Jining First People’s Hospital, based in eastern China’s Shandong province, was at the center of a scientific scandal in late 2021. An internal investigation led to sanctions for 35 researchers from various departments at the institution—mostly young doctors—who published studies containing fraudulent data and images produced by paper mills (illegal services that produce fake articles for a fee). The authors were banned from receiving research funding for periods ranging from five to six years. The episode became public knowledge amid a major effort by the Chinese government to combat the recent rise of misconduct in academia.
The case at the hospital was not an isolated example in the country, as shown in a report published in the journal Nature in February, which identified the scientific institutions worldwide with the highest proportion of retracted articles, meaning articles that were withdrawn after being published due to errors or signs of plagiarism or fraud. Of the 10 institutions with the highest percentage of retracted papers from their total scientific output, seven were Chinese hospitals or medical schools. Jining First People’s Hospital ranked first on the list, with more than 100 retractions between 2014 and 2024, equating to 5% of all papers published by its researchers in the period. Following closely behind were institutions such as Cangzhou Central Hospital in Hebei province, Huaihe Hospital at Henan University in Henan, and Weifang People’s Hospital in Shandong, each with 4% of their articles retracted.
Purchasing fake articles has become commonplace at Chinese hospitals and medical schools as a way of achieving the ambitious professional targets set for doctors and professors. The problem is only worsened by intense competition between researchers and lax supervision by institutions. “These doctors were under pressure because they were required to publish papers to get jobs or earn promotions,” microbiologist Elisabeth Bik told Nature. Bik, an expert in scientific fraud, was one of the first to point out the problem after analyzing cases of image manipulation.
Nature compiled data on the institutions with the most retracted articles using three different tools created by companies in the USA and the UK: Argos, made by Scitility; Signals, by Research Signals; and Dimensions Author Check, by Digital Science. Although methodological differences mean they do not always produce the same results, all three make use of information from the Retraction Watch website’s database, which contains records on more than 57,000 retractions worldwide.

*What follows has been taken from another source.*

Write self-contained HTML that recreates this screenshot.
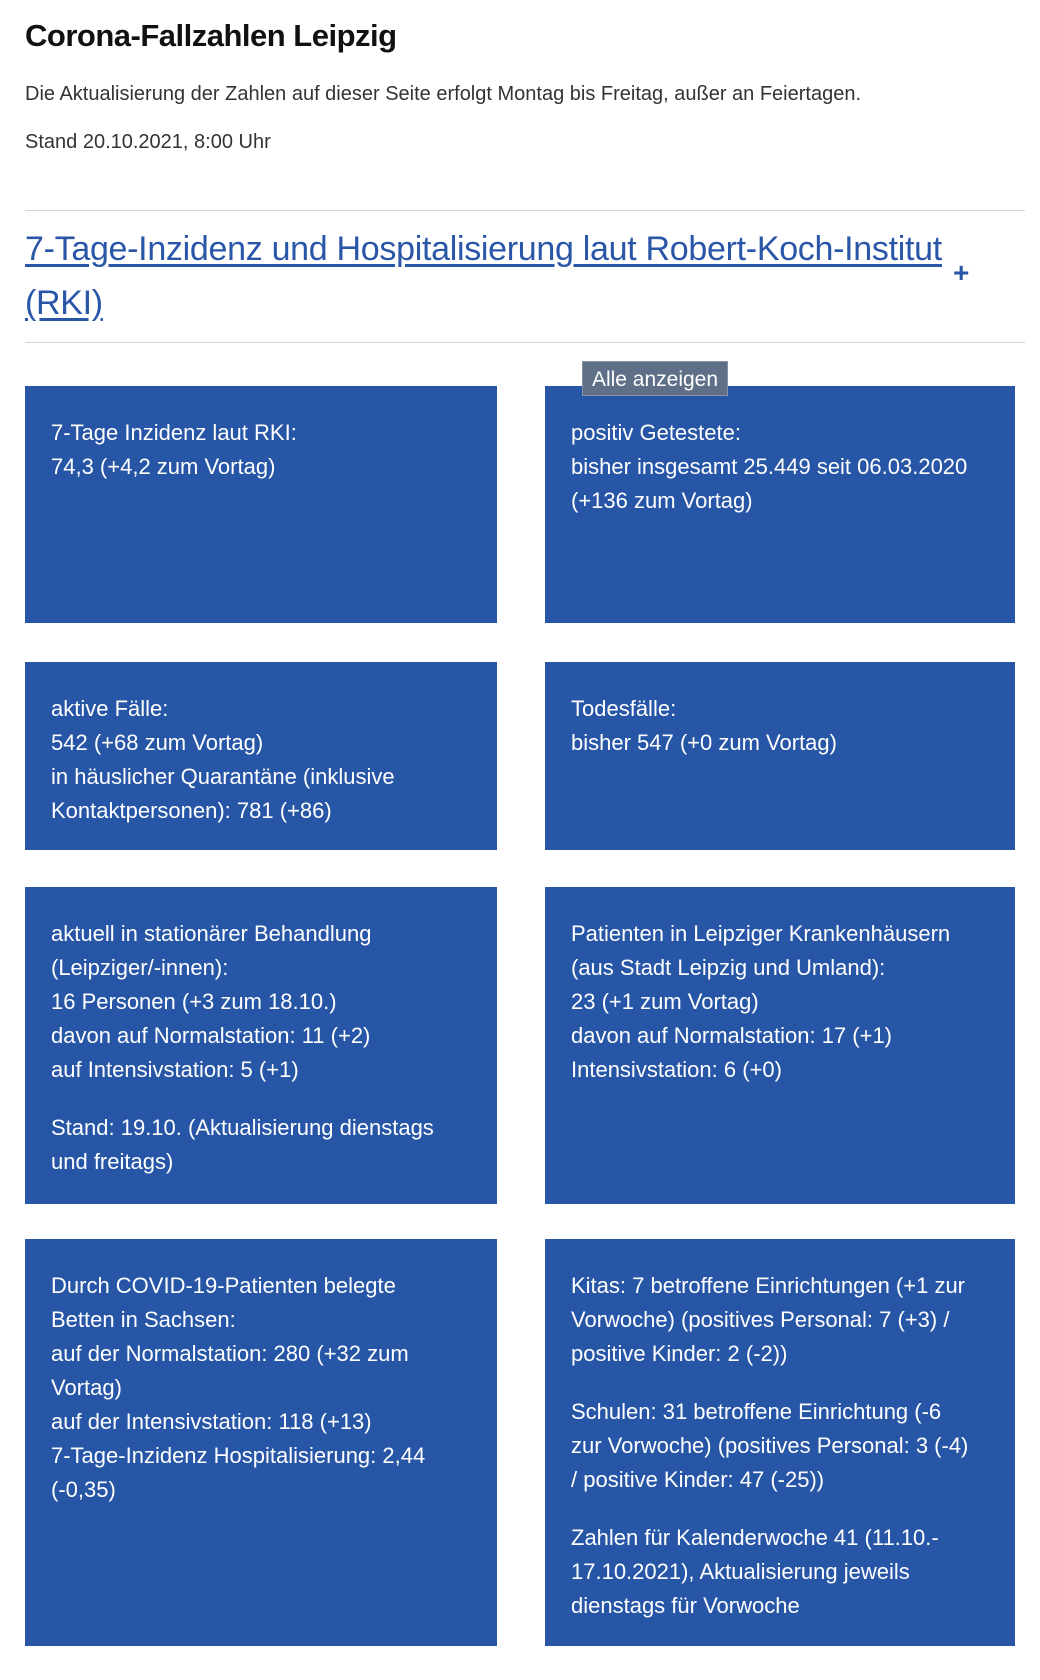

China was the country that stood out the most. Six out of every ten articles retracted between 2014 and 2024 were written by authors from Chinese institutions and 0.3% of the country’s literature from the period was retracted—three times more than the global average. In terms of the absolute number of papers retracted, large institutions had the greatest impact, such as Jilin University in Changchun province (484 papers retracted in 10 years, according to the Signals tool), and Shanghai Jiao Tong University in Shanghai, known for producing a renowned international university ranking (with 306 retractions according to Signals).
Other countries that featured heavily included Saudi Arabia, India, Iraq, Ethiopia, and Pakistan. Researchers at King Saud University in Riyadh, Saudi Arabia, had 322 papers retracted between 2020 and 2024, according to Signals. The number peaked at 94 in 2022, most retracted due to peer-review manipulation and the use of paper mills—many contained adulterated images and in some cases, names were added to the author list throughout the review process, suggesting authorship was being sold. King AbdulAziz University in Jeddah, Saudi Arabia, also had 195 retractions in the first four years of this decade. The institution drew attention due to an episode at its School of Pharmacy: the school’s dean of research, Nabil Alhakamy, had 20 articles retracted for copying images and content from his previous work.
Saudi universities were also involved in an ethics scandal that instead of resulting in retractions, led to many of their researchers being removed from the list of highly cited scientists published by Clarivate Analytics. The move came after it was discovered that universities in the country were paying foreign scientists who published a lot of articles to name their primary place of work as Saudi Arabia, when in reality they only spent a few weeks there every year. The scam was devised to improve the position of Saudi institutions in international university rankings.
Institutions in India, such as Saveetha University in Chennai and the SRM Institute of Science and Technology in Kattankulathur, also had a high number of articles retracted between 2020 and 2024, with 168 and 199 retractions respectively. Some of those from Saveetha were short communications, which have a maximum of 3,000 words and are used to quickly share an idea or the conclusion of a scientific study. In the journal Neurosurgical Review alone, 87 manuscripts submitted by authors from the Indian institution were retracted after evidence emerged that they had been written by AI software, such as ChatGPT. The KPR Institute of Engineering and Technology in Coimbatore, India, had more than 100 articles retracted after IOP Publishing decided to make 350 retractions from two volumes of conference proceedings for which the peer-review process was compromised.
The Nature report urges caution when analyzing its findings and warns that institutions may have experienced many retractions due to the efforts of governments, universities, journals, and certain disciplines to investigate cases of misconduct. An absence of retractions in some disciplines or institutions may simply mean there was less willingness to investigate potential misconduct, said Guillaume Cabanac, a computer scientist at the University of Toulouse, France, who created tools to detect problematic papers.